With ZBD as the cornerstone, a four-step methodology draws on agile principles (such as continuously testing, iterating, and refining ideas) to offer a repeatable, scalable means for revamping internal processes (Exhibit 2).

2
  • Understand and simplify. First, identify and prioritize work, which includes managing demand and getting rid of unnecessary tasks. This step involves mapping activities that will advance the organization toward the outcome it seeks, while eliminating those actions that add little value or that are sources of undue complexity. Mapping needn’t be an arduous, manual effort: technology-enabled methods, from process mining to process discovery, make mapping much easier and more robust than it once was.
  • Orchestrate and digitize. Redesign processes and workflow using zero-based approaches. Seek points along the value chain that are ripe for digitization and develop a range of options, from an MVP to a finished, ideal-state result. This step also entails deploying technologies and digitizing both structured and unstructured data.
  • Automate and integrate. Review options to automate those parts of the process that are digitized, either in rule-based ways through the use of bots or workflow tools, or pattern-based ways via algorithms and analytics. Integrate data sources and streamline data flows, and integrate the outputs from the newly automated activities into the redesigned processes.
  • Reorganize and empower. For those elements of the process that must remain manual, redesign organization structures, redeploy capacity, and seek efficiencies by, for example, outsourcing these activities. Then, build new capabilities and empower people with intuitive tools, such as low- or no-code automation platforms, so they can develop their own shortcuts to make their work easier.

To illustrate how ZBD works, consider the case of a large telco that urgently needed to expand its mobile network capacity, but deployment was taking anywhere from 12 to 18 months. The company’s ultimate objective was threefold: eliminate the multiple bottlenecks that plagued its operations, reduce the protracted cycle time, and stay within budget.

Teams drawn from all relevant areas collaborated through multiple workshops to analyze and brainstorm a new way. First, they broke down the steps for a typical deployment, noting how much time each stage took, and seeing what the work stream looked like in order to understand process dependencies.
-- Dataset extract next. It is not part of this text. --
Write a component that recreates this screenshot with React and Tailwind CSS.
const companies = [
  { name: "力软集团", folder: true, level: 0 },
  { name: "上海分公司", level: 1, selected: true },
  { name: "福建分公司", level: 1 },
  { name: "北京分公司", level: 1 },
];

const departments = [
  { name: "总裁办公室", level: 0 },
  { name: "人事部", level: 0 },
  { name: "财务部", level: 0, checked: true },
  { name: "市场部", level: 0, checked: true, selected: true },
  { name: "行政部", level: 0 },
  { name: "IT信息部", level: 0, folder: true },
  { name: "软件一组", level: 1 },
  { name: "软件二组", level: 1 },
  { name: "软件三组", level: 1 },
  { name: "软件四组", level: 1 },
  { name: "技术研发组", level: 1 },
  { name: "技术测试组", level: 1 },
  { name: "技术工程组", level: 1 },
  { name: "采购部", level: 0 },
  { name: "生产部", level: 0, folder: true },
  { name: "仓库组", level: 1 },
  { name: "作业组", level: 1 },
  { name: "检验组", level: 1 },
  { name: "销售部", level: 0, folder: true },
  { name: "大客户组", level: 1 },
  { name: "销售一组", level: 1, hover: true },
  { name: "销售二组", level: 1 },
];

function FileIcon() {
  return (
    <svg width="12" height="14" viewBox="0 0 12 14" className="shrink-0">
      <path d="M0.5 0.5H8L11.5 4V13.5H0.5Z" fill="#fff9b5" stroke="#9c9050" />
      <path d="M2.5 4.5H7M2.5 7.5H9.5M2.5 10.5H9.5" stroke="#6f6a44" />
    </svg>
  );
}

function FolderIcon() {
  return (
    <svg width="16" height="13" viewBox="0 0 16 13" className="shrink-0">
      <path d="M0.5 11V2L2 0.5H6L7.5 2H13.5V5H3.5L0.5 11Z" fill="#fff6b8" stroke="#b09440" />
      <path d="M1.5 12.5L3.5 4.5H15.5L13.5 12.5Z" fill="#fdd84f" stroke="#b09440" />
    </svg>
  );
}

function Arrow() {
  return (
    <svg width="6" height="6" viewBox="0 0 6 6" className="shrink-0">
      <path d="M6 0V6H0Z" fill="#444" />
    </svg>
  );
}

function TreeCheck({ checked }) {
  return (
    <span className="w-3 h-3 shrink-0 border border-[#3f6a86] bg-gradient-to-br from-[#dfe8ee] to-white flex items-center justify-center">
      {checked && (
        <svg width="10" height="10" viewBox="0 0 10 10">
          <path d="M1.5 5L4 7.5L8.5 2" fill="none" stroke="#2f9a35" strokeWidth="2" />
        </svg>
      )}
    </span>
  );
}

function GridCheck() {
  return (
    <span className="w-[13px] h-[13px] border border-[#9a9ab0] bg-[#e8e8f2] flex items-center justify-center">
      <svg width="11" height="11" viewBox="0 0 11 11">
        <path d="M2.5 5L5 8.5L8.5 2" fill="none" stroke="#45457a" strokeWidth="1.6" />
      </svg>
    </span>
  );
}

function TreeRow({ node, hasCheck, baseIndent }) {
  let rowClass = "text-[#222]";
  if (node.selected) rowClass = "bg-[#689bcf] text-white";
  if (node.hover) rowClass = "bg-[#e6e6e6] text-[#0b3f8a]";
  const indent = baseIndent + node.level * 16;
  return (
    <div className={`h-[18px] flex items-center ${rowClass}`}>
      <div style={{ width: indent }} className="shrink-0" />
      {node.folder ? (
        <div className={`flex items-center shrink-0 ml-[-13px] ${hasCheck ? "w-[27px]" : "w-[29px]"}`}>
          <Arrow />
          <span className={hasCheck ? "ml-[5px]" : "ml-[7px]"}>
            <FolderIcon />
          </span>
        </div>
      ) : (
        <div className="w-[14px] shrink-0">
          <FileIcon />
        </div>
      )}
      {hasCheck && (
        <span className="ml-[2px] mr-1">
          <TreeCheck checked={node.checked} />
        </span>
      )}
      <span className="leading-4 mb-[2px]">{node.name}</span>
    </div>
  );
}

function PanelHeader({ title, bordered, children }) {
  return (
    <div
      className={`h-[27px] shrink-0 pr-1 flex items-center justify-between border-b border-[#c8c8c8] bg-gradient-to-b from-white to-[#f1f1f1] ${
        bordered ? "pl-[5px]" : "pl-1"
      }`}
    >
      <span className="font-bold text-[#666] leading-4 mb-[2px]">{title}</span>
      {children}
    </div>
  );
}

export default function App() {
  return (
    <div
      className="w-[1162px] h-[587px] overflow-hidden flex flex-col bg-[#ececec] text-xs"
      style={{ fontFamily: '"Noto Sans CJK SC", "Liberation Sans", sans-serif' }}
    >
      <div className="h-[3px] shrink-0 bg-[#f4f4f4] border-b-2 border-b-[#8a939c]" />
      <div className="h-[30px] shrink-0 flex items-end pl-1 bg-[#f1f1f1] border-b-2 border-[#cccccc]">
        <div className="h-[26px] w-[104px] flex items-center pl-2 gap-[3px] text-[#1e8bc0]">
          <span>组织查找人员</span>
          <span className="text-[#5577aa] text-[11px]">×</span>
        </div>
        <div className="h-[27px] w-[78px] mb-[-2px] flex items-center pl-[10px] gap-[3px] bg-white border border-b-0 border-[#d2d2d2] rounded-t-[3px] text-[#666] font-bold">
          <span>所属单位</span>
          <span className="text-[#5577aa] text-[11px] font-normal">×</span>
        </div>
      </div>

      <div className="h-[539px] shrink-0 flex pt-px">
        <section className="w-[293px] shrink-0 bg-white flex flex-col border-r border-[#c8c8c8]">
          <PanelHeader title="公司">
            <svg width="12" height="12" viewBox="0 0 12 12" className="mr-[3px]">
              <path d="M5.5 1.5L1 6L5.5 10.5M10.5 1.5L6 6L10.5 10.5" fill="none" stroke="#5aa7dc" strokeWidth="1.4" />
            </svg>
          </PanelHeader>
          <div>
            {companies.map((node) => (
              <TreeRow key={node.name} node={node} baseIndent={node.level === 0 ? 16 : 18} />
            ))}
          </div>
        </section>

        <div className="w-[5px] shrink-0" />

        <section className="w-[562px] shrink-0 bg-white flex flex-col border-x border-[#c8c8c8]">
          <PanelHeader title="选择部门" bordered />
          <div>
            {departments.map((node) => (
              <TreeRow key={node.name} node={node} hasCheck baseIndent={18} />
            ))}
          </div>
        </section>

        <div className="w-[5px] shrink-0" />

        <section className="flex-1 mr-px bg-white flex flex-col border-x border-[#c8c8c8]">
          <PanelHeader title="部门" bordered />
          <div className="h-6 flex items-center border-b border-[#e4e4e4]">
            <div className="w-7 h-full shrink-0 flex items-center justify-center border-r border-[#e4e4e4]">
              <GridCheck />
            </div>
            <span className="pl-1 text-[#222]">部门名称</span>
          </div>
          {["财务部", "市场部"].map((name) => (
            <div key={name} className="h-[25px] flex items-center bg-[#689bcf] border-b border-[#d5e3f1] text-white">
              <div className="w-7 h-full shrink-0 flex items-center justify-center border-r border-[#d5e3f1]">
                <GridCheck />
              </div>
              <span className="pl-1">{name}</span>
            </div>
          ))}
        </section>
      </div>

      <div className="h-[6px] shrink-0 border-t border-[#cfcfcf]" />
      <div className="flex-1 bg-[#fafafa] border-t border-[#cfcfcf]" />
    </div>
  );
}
Overall, the teams identified five primary roadblocks:

  • Long procurement lead times
  • The lack of a long-range view, which impeded early procurement of long-lead-time items as well as site approvals and negotiations
  • A lengthy permitting process
  • A mostly manual documentation process, which left the company without a single authoritative source of project documentation
  • Multiple acceptance tests, rather than a single, full-site test

The SG&A imperative in times of crisis

Compounding the delays, network-deployment steps were rigidly sequential, with teams having to wait for one step to be completed before proceeding to the next.

The most important simplification was to reduce dependencies and unnecessary sequencing so that more activities could proceed in parallel. For example, standardizing and initiating procurement could begin at the same time as site design and the permitting process. Digitizing site identification, through analytics and satellite mapping, could cut delays for current and future projects by establishing an electronic inventory of potential locations. Wherever possible, teams also sought opportunities for advance planning.
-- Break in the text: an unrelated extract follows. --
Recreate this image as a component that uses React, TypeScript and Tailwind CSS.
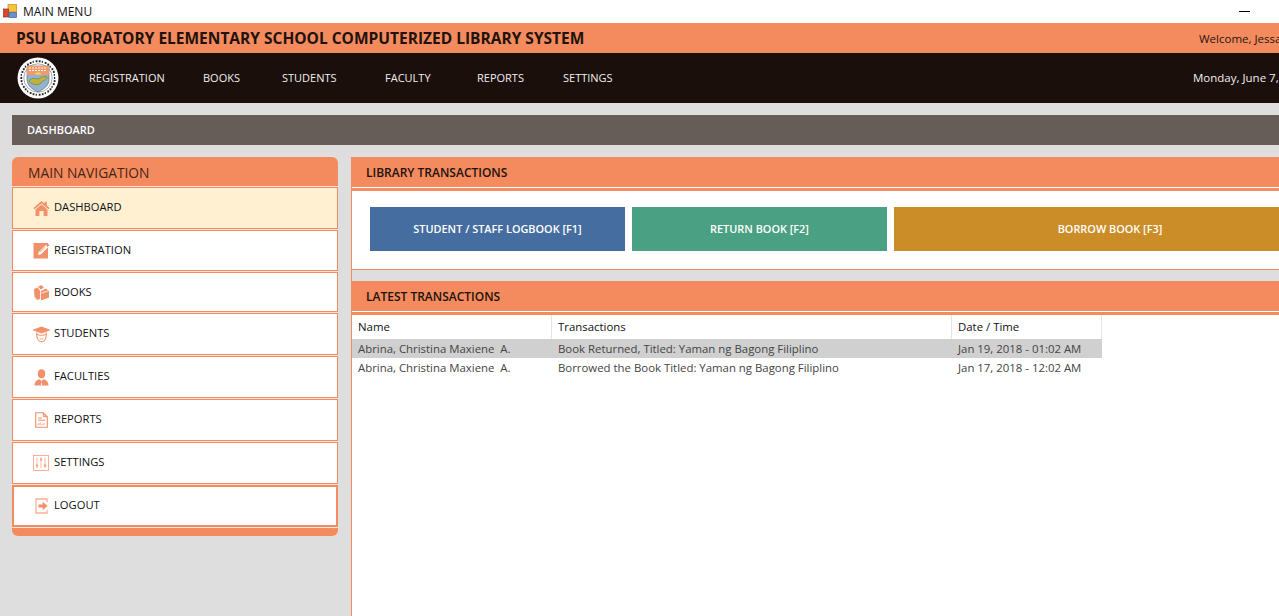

This zero-based approach allowed the process-redesign team to arrive first at a sunny-day option with no constraints, and then, after adding progressively more constraints—such as the need to purchase the land underneath proposed towers—it arrived at an MVP.

The traditional process-improvement methods that it had tried in the past could shave only three to five weeks off of the total time, for a total reduction of only 4 percent. Zero-based design’s sunny-day process projected a time reduction of more than two-thirds. A more realistic MVP, which accounted for more constraints, still cut the full cycle time by about half, or six to eight months—with additional improvement possible as experience began to yield further efficiencies (Exhibit 3).

3

Institutionalizing ZBD through a center of excellence

Zero-based design (or redesign) is not a one-and-done effort; it’s an iterative process by which leaders can constantly pressure-test and rethink both their processes and their goals as conditions and needs change. A ZBD center of excellence (CoE) is an efficient and effective way to extend ZBD throughout an entire organization, both for internal processes as well as for external, customer-facing journeys (Exhibit 4).

4

To illustrate how a center of excellence helps embed ZBD in an organization, consider the experience of a financial institution that needed to rework outdated processes and become more customer-centric. To withdraw money from an account, a customer had to fill out several forms (including providing redundant data) and then wait at least 20 days for the funds to hit their bank account. The customer had to repeat those same steps every month in order to access a continuous stream of income.

Meanwhile, amid customers’ rapidly changing expectations for digital services, the company’s sales started to fall. Leaders recognized that reinventing processes with the customer in mind was a priority—not only to boost customer satisfaction, but to jump-start a much-needed performance turnaround fueled by efficiency gains and accelerated growth.

To execute this shift, leaders set up a ZBD center of excellence with three purposes.

  1. Foster a better understanding of endusers. The CoE was in charge of conducting in-depth user research to explore their level of satisfaction with products and services and their chief pain points. The CoE was also responsible for helping departments understand how to apply data-based insights from the research to improve products and services. To raise awareness, the CoE launched formal communication initiatives (such as holding lunch-and-learn events), trained middle managers in ZBD, and helped functional leaders define a user-centric vision with the supporting success metrics that would guide the reinvention process over the long term.
  2. Create step-change improvements by scaling capabilities. The CoE standardized and scaled the ZBD approach, facilitating sessions across departments to help teams redesign their processes and services. The CoE deployed its resources on both a push and pull basis—supporting not just the corporate center’s transformation roadmap, but also areas in the organization that wanted to overhaul their operations proactively. The CoE created and maintained a set of standard, reusable assets to hasten and amplify ZBD’s dissemination throughout the company, including standardized workshop templates, a library of design standards, and a collection of inside- and outside-the-industry innovation tactics.
  3. Ensure continuous reinvention of operations. Beyond its initial engagement within a department, the CoE assigns a designer to support operational teams over the long term to assess, test, and refresh their goals and the approaches they are using, so that the processes will function as intended. An integral part of the CoE’s mission is helping teams uncover new insights on end-user preferences and fueling reinvention.

With ZBD as its backbone, the CoE spurred breakthrough improvements in technologies and process redesign. Over a span of nine months, the company launched a multi-channel service offering, gave customers the ability to withdraw funds automatically over the phone or online, and reduced cycle times by up to 90 percent and unit cost by up to 30 percent.


Zero-based design’s disciplined, transparent approach helps companies streamline and accelerate processes using a combination of tactics: weeding out the unnecessary, seeking solutions from beyond the industry, automating and digitizing activities and data, and reorganizing people and bolstering capabilities. But there are tradeoffs. Adopting ZBD requires resources, especially an open-minded sponsor who is willing to challenge conventional thinking and experiment. But for those companies willing to commit, ZBD can deliver a high return on investment—not only in savings but in the ability to capture new opportunities and build resiliency for the future.